Search warrants were executed Friday by the Gwinnett County district attorney’s office investigating suspected insurance fraud by a Norcross drug rehabilitation clinic that recently had its license revoked by the state.

As first reported by the Atlanta Journal-Constitution, Channel 2 Action News and WSB Radio, Narconon of Georgia allegedly billed a patient’s insurer $166,275 for doctor visits that never occurred and treatment that was never provided.

Acting on that information, state Insurance Commissioner Ralph Hudgens launched his own probe, teaming up with Gwinnett District Attorney Danny Porter to obtain the warrants.

“We are actively and vigorously pursing an investigation,” Porter said.

The Church of Scientology-affiliated clinic has denied any wrongdoing, saying it follows standard billing procedures for rehabilitation facilities.

Investigators say they were surprised by the volumes of potential evidence retrieved from Narconon, which was stripped of its license in December following a decade’s worth of complaints that it was illegally operating a residential facility. Narconon is appealing the state Department of Community Health’s ruling

“We have a lot of information we’re seizing at this point” — so much, in fact, that a U-Haul was brought in to accommodate all the laptops, hard drives, billing records and other paperwork secured from Narconon’s offices off Peachtree Parkway, said Sherry Mowell, director of fraud investigation for the insurance commissioner. The seizure lasted most of the day.

Acting clinic director Jeannie Trahant declined comment. Steve Sadow, attorney for Narconon of Georgia’s former executive director Mary Rieser — who was in charge when the alleged fraud occurred — said he would withhold comment until after he reviewed the warrants.

Questions about the clinic’s billing practices were first raised in a complaint from the mother of a former patient who said she discovered unauthorized claims to her insurer, United Health Care, for partial hospitalization and “intensive outpatient services” rendered to her 19-year-old daughter.

After being told her insurance wouldn’t cover her daughter’s treatment, Mary Morton, of Rome, paid Narconon of Georgia $15,000 – in advance and for the total cost of treatment, according to her contract — along with another $1,600 per month for housing.

A few months later Morton was informed by Rieser that United Health Care had yet to reimburse Narconon.

“And I asked her, ‘If they reimbursed at all they would reimburse us, because we paid in full,’” Morton told the AJC. “And she said she wasn’t aware of what our contract was.”

Morton subsequently discovered UHC had been billed an average of $4,800 a week for doctor visits she said never took place. The billing continued even after her daughter left the program in October 2012, according to documents Morton provided to the AJC.

Lisa Robbins at the Robbins Health Care Alliance in Stone Mountain and Casey Locarnini at Dunwoody Urgent Care Clinic — the doctors Narconon claims treated Morton’s daughter — are cooperating with investigators, Hudgens said.
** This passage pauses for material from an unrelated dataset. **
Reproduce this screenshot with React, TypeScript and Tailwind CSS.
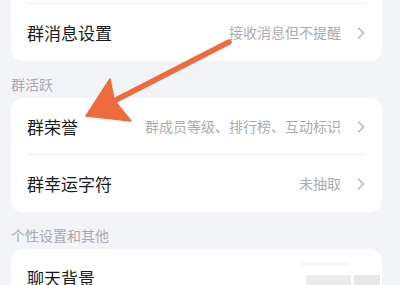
import { ReactNode } from 'react'

const Chevron = () => (
    <svg width="8" height="12" viewBox="0 0 8 12" className="ml-[16px] shrink-0">
        <polyline
            points="1.5,1 6.5,6 1.5,11"
            fill="none"
            stroke="#b4b4b8"
            strokeWidth="1.4"
            strokeLinecap="round"
            strokeLinejoin="round"
        />
    </svg>
)

type RowProps = {
    title: string
    value?: string
    divider?: boolean
    right?: ReactNode
}

const Row = ({ title, value, divider, right }: RowProps) => (
    <div className="relative flex h-[57px] items-center pl-4 pr-[17px]">
        <span className="flex-1 text-[17px] text-[#1b1b1d]">{title}</span>
        {right ?? (
            <>
                {value && (
                    <span className="text-[14px] text-[#ababaf]">{value}</span>
                )}
                <Chevron />
            </>
        )}
        {divider && (
            <div className="absolute bottom-0 left-4 right-4 h-px bg-[#ededf0]" />
        )}
    </div>
)

const SectionLabel = ({ children }: { children: ReactNode }) => (
    <div className="flex h-[37px] items-center pl-[11px] pt-[10px] text-[14px] text-[#a9a9ae]">
        {children}
    </div>
)

const Card = ({ children, className = '' }: { children: ReactNode; className?: string }) => (
    <div className={`ml-[11px] mr-[18px] overflow-hidden bg-white ${className}`}>
        {children}
    </div>
)

const Arrow = () => (
    <svg
        className="pointer-events-none absolute left-0 top-0"
        width="400"
        height="285"
        viewBox="0 0 400 285"
    >
        <line
            x1="229"
            y1="42"
            x2="112"
            y2="102"
            stroke="#ef6a3c"
            strokeWidth="5.5"
            strokeLinecap="round"
        />
        <polygon
            points="86,116 110,79 114,100 131,121"
            fill="#ef6a3c"
            stroke="#ef6a3c"
            strokeWidth="1.5"
            strokeLinejoin="round"
        />
    </svg>
)

const App = () => {
    return (
        <div
            className="relative h-[285px] w-[400px] overflow-hidden bg-[#f3f4f8]"
            style={{ fontFamily: '"Noto Sans CJK SC", "Noto Sans", sans-serif' }}
        >
            <Card className="rounded-b-xl">
                <div className="relative h-[4px]">
                    <div className="absolute bottom-0 left-4 right-4 h-px bg-[#ededf0]" />
                </div>
                <Row title="群消息设置" value="接收消息但不提醒" />
            </Card>

            <SectionLabel>群活跃</SectionLabel>
            <Card className="rounded-xl">
                <Row title="群荣誉" value="群成员等级、排行榜、互动标识" divider />
                <Row title="群幸运字符" value="未抽取" />
            </Card>

            <SectionLabel>个性设置和其他</SectionLabel>
            <Card className="rounded-xl">
                <Row
                    title="聊天背景"
                    right={
                        <div className="-mr-[15px] mt-[-4px] flex flex-col items-end gap-[10px]">
                            <div className="mr-[30px] h-[2px] w-[50px] bg-[#f2f2f4] blur-[1px]" />
                            <div className="flex gap-[3px] blur-[0.6px]">
                                <div className="h-[13px] w-[45px] bg-[#ececee]" />
                                <div className="h-[13px] w-[26px] bg-[#e8e8ea]" />
                            </div>
                        </div>
                    }
                />
            </Card>
            <Arrow />
        </div>
    )
}

export default App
“From our indications, [the doctors] have not performed the services that were described in the medical billing,” he said. “We have credible information that insurance fraud is taking place at Narconon.”

Still, insurance fraud — which carries a sentence of up to 10 years in prison — is difficult to prove, according to Porter, as charges can only be brought against individuals, not organizations.
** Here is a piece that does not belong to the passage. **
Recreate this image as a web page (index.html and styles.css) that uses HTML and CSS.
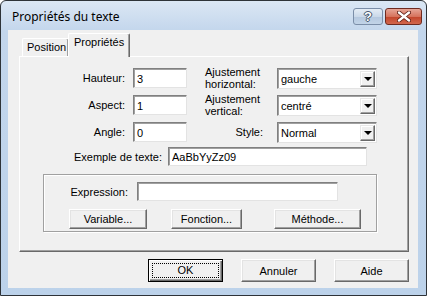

The investigation is expected to take several months, said Mowell, the insurance commissioner’s chief fraud inspector.

Narconon of Georgia recently settled a wrongful death suit brought by the family of Patrick Desmond, who died four years ago of a lethal combination of alcohol and opiates while a patient at the Norcross facility.

“On behalf of the numerous clients I represent who have been defrauded by Narconon’s bogus drug rehab scam I would like to applaud the Georgia criminal authorities for the actions they took today,” said attorney Jeff Harris, who represents the Desmonds and Mary Morton. “I sincerely hope that this spells the end of this dangerous and deceptive operation.”